In the end, the thinking behind Tsunami and Epic may come at a price for the company's publishing division. Work-for-hire is all well and good for conducting business in the Direct Market, but bookstore distribution works by an entirely different set of standards. There, the conditions under which Marvel is used to doing business simply don't exist, and the company's "own-it-all, grab-it-all" philosophy may prove to be more of a liability than an advantage.

A short history lesson is in order here. Up until the 1960s, the financial investment required to produce and distribute comics meant that comic-book publishers wound up setting the terms of debate when dealing with the talent.
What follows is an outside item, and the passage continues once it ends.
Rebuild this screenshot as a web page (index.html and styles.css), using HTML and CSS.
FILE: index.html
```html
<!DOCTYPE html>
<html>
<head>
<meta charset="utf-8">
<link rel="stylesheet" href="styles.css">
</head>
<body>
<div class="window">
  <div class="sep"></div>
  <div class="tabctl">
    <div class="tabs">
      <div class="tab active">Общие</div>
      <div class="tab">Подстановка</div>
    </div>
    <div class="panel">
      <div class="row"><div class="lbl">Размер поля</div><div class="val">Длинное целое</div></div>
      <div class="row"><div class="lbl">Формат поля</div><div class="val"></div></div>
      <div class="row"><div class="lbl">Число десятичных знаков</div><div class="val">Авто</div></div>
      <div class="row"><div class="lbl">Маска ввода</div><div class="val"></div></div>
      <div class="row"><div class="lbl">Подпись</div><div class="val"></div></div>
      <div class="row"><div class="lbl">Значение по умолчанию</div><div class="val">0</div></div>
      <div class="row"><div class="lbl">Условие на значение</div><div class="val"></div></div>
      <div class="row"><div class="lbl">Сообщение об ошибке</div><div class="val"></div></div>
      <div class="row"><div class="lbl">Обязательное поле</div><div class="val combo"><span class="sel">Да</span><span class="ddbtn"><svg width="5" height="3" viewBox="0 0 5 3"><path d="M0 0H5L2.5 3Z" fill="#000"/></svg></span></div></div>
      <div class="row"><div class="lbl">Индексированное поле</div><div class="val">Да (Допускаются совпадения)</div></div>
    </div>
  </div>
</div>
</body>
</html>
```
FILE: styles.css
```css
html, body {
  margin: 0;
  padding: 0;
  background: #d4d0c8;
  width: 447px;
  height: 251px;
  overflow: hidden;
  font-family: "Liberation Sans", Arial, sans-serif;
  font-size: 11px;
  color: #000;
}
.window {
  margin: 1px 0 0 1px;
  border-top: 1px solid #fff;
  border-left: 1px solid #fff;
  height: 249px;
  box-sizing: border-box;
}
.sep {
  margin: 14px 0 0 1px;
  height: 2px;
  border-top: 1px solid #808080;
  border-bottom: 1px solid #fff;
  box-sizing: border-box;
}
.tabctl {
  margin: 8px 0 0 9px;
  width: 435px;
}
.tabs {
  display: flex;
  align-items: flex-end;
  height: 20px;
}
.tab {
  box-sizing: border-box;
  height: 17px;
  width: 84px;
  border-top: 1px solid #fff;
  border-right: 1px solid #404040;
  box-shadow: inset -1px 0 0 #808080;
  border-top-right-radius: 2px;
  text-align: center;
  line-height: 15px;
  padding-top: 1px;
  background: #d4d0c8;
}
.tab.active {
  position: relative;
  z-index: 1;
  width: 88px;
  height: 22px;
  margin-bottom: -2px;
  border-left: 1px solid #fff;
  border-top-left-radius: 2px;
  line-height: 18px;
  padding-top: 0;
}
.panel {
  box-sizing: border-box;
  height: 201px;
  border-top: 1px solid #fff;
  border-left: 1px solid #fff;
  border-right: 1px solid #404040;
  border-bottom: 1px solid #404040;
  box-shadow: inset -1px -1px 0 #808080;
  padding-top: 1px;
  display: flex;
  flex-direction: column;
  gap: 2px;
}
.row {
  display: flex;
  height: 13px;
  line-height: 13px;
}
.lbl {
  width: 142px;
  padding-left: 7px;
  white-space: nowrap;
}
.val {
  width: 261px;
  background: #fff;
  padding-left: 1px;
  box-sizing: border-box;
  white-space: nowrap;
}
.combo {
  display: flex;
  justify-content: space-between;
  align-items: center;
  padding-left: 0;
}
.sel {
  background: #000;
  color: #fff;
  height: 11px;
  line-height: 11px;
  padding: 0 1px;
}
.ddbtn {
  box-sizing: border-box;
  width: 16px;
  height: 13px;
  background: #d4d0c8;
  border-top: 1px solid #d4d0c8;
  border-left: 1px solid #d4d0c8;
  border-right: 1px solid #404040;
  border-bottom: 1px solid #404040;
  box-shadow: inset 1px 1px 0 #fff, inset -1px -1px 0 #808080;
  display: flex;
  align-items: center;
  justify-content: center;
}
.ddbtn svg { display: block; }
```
Work-for-hire — the practice of demanding that creators sign away all rights to their work, essentially making the company the creator — was the order of the day, and the few attempts to unionize writers and artists in a concerted effort to demand copyright-ownership and better contracts invariably went nowhere.
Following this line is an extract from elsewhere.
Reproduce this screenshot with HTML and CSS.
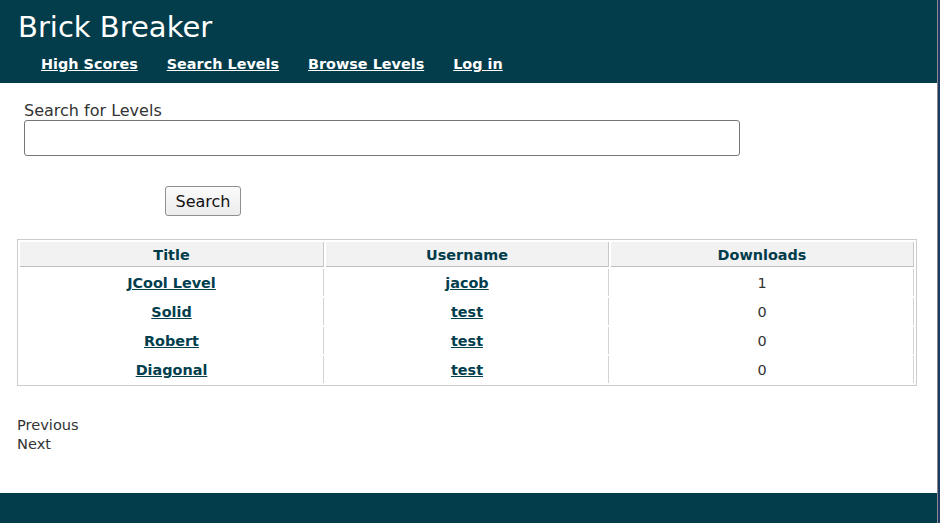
FILE: index.html
```html
<!DOCTYPE html>
<html lang="en">
<head>
<meta charset="utf-8">
<title>Brick Breaker</title>
<link rel="stylesheet" href="styles.css">
</head>
<body>
<header class="site-header">
  <h1 class="site-title">Brick Breaker</h1>
  <nav class="site-nav">
    <a href="#">High Scores</a>
    <a href="#">Search Levels</a>
    <a href="#">Browse Levels</a>
    <a href="#">Log in</a>
  </nav>
</header>
<main class="content">
  <form class="search-form">
    <label class="search-label" for="q">Search for Levels</label>
    <input class="search-input" id="q" type="text">
    <div class="button-row">
      <button class="search-button" type="button">Search</button>
    </div>
  </form>
  <table class="levels">
    <thead>
      <tr>
        <th class="col-title">Title</th>
        <th class="col-user">Username</th>
        <th class="col-downloads">Downloads</th>
      </tr>
    </thead>
    <tbody>
      <tr><td><a href="#">JCool Level</a></td><td><a href="#">jacob</a></td><td>1</td></tr>
      <tr><td><a href="#">Solid</a></td><td><a href="#">test</a></td><td>0</td></tr>
      <tr><td><a href="#">Robert</a></td><td><a href="#">test</a></td><td>0</td></tr>
      <tr><td><a href="#">Diagonal</a></td><td><a href="#">test</a></td><td>0</td></tr>
    </tbody>
  </table>
  <div class="pager">
    <div class="pager-item">Previous</div>
    <div class="pager-item">Next</div>
  </div>
</main>
<footer class="site-footer"></footer>
</body>
</html>
```
FILE: styles.css
```css
html {
  background: #1d3a66;
}
body {
  margin: 0 2px 0 0;
  border-right: 1px solid #8a8a8a;
  background: #ffffff;
  min-height: 100vh;
  font-family: "DejaVu Sans", Verdana, sans-serif;
  font-size: 14.4px;
  color: #333333;
}
.site-header {
  background: #033c4b;
  padding: 10px 0 10px 18px;
}
.site-title {
  margin: 0;
  font-size: 29px;
  line-height: 34px;
  font-weight: normal;
  color: #ffffff;
}
.site-nav {
  margin-top: 12px;
  padding-left: 23px;
  display: flex;
  gap: 29px;
  line-height: 17px;
}
.site-nav a {
  color: #ffffff;
  font-weight: bold;
  text-decoration: underline;
}
.content {
  padding: 0 0 0 17px;
}
.search-form {
  margin: 18px 0 0 0;
  padding-left: 7px;
}
.search-label {
  display: block;
  font-size: 16px;
  line-height: 19px;
  color: #333333;
}
.search-input {
  display: block;
  box-sizing: border-box;
  width: 716px;
  height: 36px;
  margin: 0;
  border: 1px solid #767676;
  border-radius: 3px;
  background: #ffffff;
  font-family: inherit;
  font-size: 16px;
}
.button-row {
  margin-top: 30px;
  padding-left: 141px;
}
.search-button {
  display: block;
  box-sizing: border-box;
  width: 76px;
  height: 30px;
  margin: 0;
  padding: 0;
  border: 1px solid #8f8f8f;
  border-radius: 3px;
  background: linear-gradient(#fbfbfb, #ececec);
  font-family: "DejaVu Sans", Verdana, sans-serif;
  font-size: 16px;
  color: #111111;
}
.levels {
  margin-top: 23px;
  width: 900px;
  table-layout: fixed;
  border: 1px solid #cccccc;
  border-spacing: 2px;
}
.levels th,
.levels td {
  box-sizing: border-box;
  text-align: center;
  vertical-align: middle;
}
.col-title { width: 304px; }
.col-user { width: 283px; }
.col-downloads { width: 303px; }
.levels th {
  height: 25px;
  padding: 4px 4px 2px;
  line-height: 18px;
  background: #f2f2f2;
  border-bottom: 1px solid #bdbdbd;
  border-right: 1px solid #c8c8c8;
  color: #003b4a;
  font-weight: bold;
}
.levels td {
  height: 27px;
  padding: 6px 4px 4px;
  line-height: 17px;
  border-right: 1px solid #d3d3d3;
  color: #333333;
}
.levels td a {
  color: #023e4d;
  font-weight: bold;
  text-decoration: underline;
}
.pager {
  margin-top: 29px;
  line-height: 19px;
  font-size: 14.6px;
}
.site-footer {
  margin-top: 40px;
  height: 30px;
  background: #033c4b;
}
```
Galvanized by the egalitarian spirit of the 1960s and '70s, the underground-comix movement produced the first real market where cartoonists were able to maintain ownership of the comics they produced. When the headshops which by and large sold their works began to fade, so did underground comix — but the seeds of "creators rights" for cartoonists had been planted. With the creation of the Direct Market, the subject came to the forefront, as independent publishers like Pacific, Eclipse and underground-holdover Kitchen Sink used the lure of creator ownership and editorial independence to attract talent that might otherwise have gone to the major companies. During the heydays of the 1980s and early '90s, Marvel and DC began implementing more favorable contracts for its top creators in an effort to stem the tide, and for a brief moment it seemed like comic books were finally about to shake off their sweatshop past.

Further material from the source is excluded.